═════ DATA EXCERPT

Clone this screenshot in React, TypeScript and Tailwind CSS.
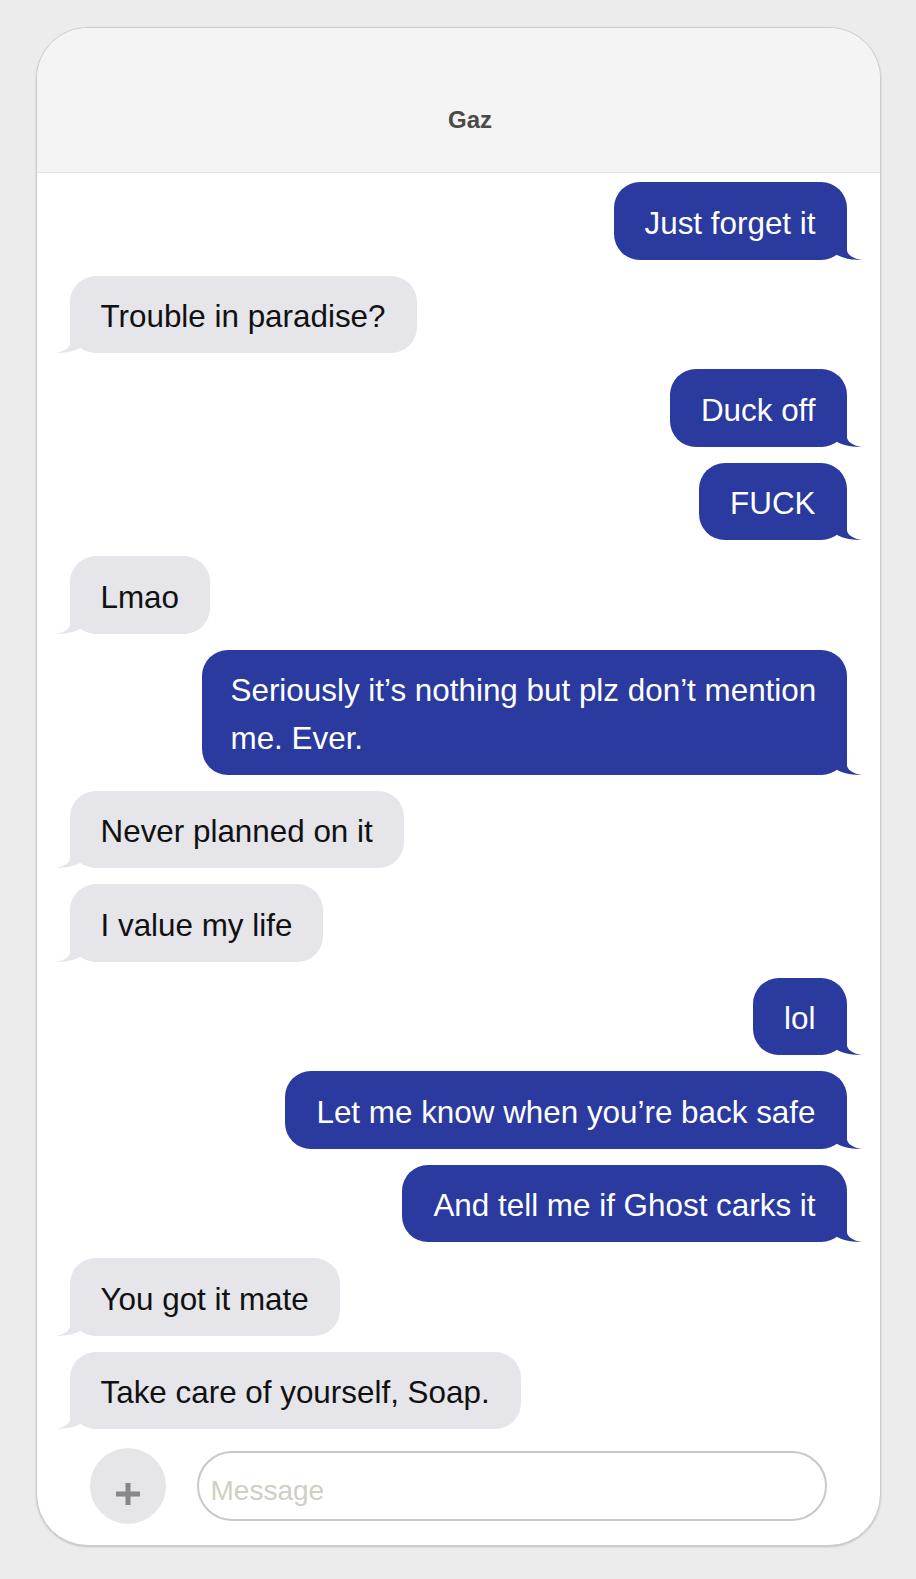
import React from "react";

type Msg = { text: string; me: boolean; wide?: boolean };

const messages: Msg[] = [
  { text: "Just forget it", me: true },
  { text: "Trouble in paradise?", me: false },
  { text: "Duck off", me: true },
  { text: "FUCK", me: true },
  { text: "Lmao", me: false },
  { text: "Seriously it’s nothing but plz don’t mention me. Ever.", me: true, wide: true },
  { text: "Never planned on it", me: false },
  { text: "I value my life", me: false },
  { text: "lol", me: true },
  { text: "Let me know when you’re back safe", me: true },
  { text: "And tell me if Ghost carks it", me: true },
  { text: "You got it mate", me: false },
  { text: "Take care of yourself, Soap.", me: false },
];

// little curl under the bubble, drawn for the right side and mirrored for the left
function Tail({ me }: { me: boolean }) {
  return (
    <svg
      width="40"
      height="28"
      viewBox="0 0 40 28"
      className={
        me
          ? "absolute bottom-0 right-[-17px] text-[#2a3a9e]"
          : "absolute bottom-0 left-[-17px] -scale-x-100 text-[#e5e5ea]"
      }
    >
      <path
        d="M23 0 L23 18 C23 22.5 29 27.2 38.5 27.8 C30 28.4 18 27 8 20 L8 0 Z"
        fill="currentColor"
      />
    </svg>
  );
}

function Bubble({ msg }: { msg: Msg }) {
  return (
    <div
      className={`relative max-w-[645px] rounded-[26px] pt-[17.5px] pb-[12.5px] text-[31.4px] leading-[47.5px] ${
        msg.wide ? "px-[29px]" : "px-[31px]"
      } ${msg.me ? "self-end bg-[#2a3a9e] text-white" : "self-start bg-[#e5e5ea] text-[#111]"}`}
    >
      <span className="relative z-10">{msg.text}</span>
      <Tail me={msg.me} />
    </div>
  );
}

export default function App() {
  return (
    <div className="min-h-[1579px] w-full bg-[#ececec] pt-[27px] font-['Liberation_Sans',Arial,sans-serif]">
      <div className="mx-auto flex h-[1519px] w-[845px] flex-col overflow-hidden rounded-[52px] border border-[#cbcbcb] bg-white shadow-[0_1px_2px_rgba(0,0,0,0.18)]">
        {/* Header */}
        <div className="flex h-[145px] shrink-0 items-end justify-center border-b border-[#e6e6e6] bg-[#f4f4f4] pb-[38px] pl-[24px]">
          <span className="text-[24px] font-bold leading-[28px] text-[#4a4a4a]">Gaz</span>
        </div>

        {/* Messages */}
        <div className="flex flex-1 flex-col gap-[16px] overflow-hidden px-[33px] pt-[9px]">
          {messages.map((m, i) => (
            <Bubble key={i} msg={m} />
          ))}
        </div>

        {/* Composer */}
        <div className="flex shrink-0 items-center gap-[31px] px-[53px] pb-[21px]">
          <button className="flex h-[76px] w-[76px] shrink-0 items-center justify-center rounded-full bg-[#e6e6e9] pt-[16px]">
            <svg width="24" height="22" viewBox="0 0 24 22">
              <rect x="0" y="8.5" width="24" height="5" fill="#86868b" />
              <rect x="9.5" y="0" width="5" height="22" fill="#86868b" />
            </svg>
          </button>
          <div className="flex h-[70px] flex-1 items-center rounded-full border-2 border-[#c8c8c8] px-[12px] pt-[9px]">
            <span className="text-[28px] text-[#cfcfc4]">Message</span>
          </div>
        </div>
      </div>
    </div>
  );
}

══════════

**OBJECTIVE**: Restate the listing above word for word, and skip the pictures.

**SOLUTION FOR THIS PROBLEM**:
Clone this screenshot in React, TypeScript and Tailwind CSS.
import React from "react";

type Msg = { text: string; me: boolean; wide?: boolean };

const messages: Msg[] = [
  { text: "Just forget it", me: true },
  { text: "Trouble in paradise?", me: false },
  { text: "Duck off", me: true },
  { text: "FUCK", me: true },
  { text: "Lmao", me: false },
  { text: "Seriously it’s nothing but plz don’t mention me. Ever.", me: true, wide: true },
  { text: "Never planned on it", me: false },
  { text: "I value my life", me: false },
  { text: "lol", me: true },
  { text: "Let me know when you’re back safe", me: true },
  { text: "And tell me if Ghost carks it", me: true },
  { text: "You got it mate", me: false },
  { text: "Take care of yourself, Soap.", me: false },
];

// little curl under the bubble, drawn for the right side and mirrored for the left
function Tail({ me }: { me: boolean }) {
  return (
    <svg
      width="40"
      height="28"
      viewBox="0 0 40 28"
      className={
        me
          ? "absolute bottom-0 right-[-17px] text-[#2a3a9e]"
          : "absolute bottom-0 left-[-17px] -scale-x-100 text-[#e5e5ea]"
      }
    >
      <path
        d="M23 0 L23 18 C23 22.5 29 27.2 38.5 27.8 C30 28.4 18 27 8 20 L8 0 Z"
        fill="currentColor"
      />
    </svg>
  );
}

function Bubble({ msg }: { msg: Msg }) {
  return (
    <div
      className={`relative max-w-[645px] rounded-[26px] pt-[17.5px] pb-[12.5px] text-[31.4px] leading-[47.5px] ${
        msg.wide ? "px-[29px]" : "px-[31px]"
      } ${msg.me ? "self-end bg-[#2a3a9e] text-white" : "self-start bg-[#e5e5ea] text-[#111]"}`}
    >
      <span className="relative z-10">{msg.text}</span>
      <Tail me={msg.me} />
    </div>
  );
}

export default function App() {
  return (
    <div className="min-h-[1579px] w-full bg-[#ececec] pt-[27px] font-['Liberation_Sans',Arial,sans-serif]">
      <div className="mx-auto flex h-[1519px] w-[845px] flex-col overflow-hidden rounded-[52px] border border-[#cbcbcb] bg-white shadow-[0_1px_2px_rgba(0,0,0,0.18)]">
        {/* Header */}
        <div className="flex h-[145px] shrink-0 items-end justify-center border-b border-[#e6e6e6] bg-[#f4f4f4] pb-[38px] pl-[24px]">
          <span className="text-[24px] font-bold leading-[28px] text-[#4a4a4a]">Gaz</span>
        </div>

        {/* Messages */}
        <div className="flex flex-1 flex-col gap-[16px] overflow-hidden px-[33px] pt-[9px]">
          {messages.map((m, i) => (
            <Bubble key={i} msg={m} />
          ))}
        </div>

        {/* Composer */}
        <div className="flex shrink-0 items-center gap-[31px] px-[53px] pb-[21px]">
          <button className="flex h-[76px] w-[76px] shrink-0 items-center justify-center rounded-full bg-[#e6e6e9] pt-[16px]">
            <svg width="24" height="22" viewBox="0 0 24 22">
              <rect x="0" y="8.5" width="24" height="5" fill="#86868b" />
              <rect x="9.5" y="0" width="5" height="22" fill="#86868b" />
            </svg>
          </button>
          <div className="flex h-[70px] flex-1 items-center rounded-full border-2 border-[#c8c8c8] px-[12px] pt-[9px]">
            <span className="text-[28px] text-[#cfcfc4]">Message</span>
          </div>
        </div>
      </div>
    </div>
  );
}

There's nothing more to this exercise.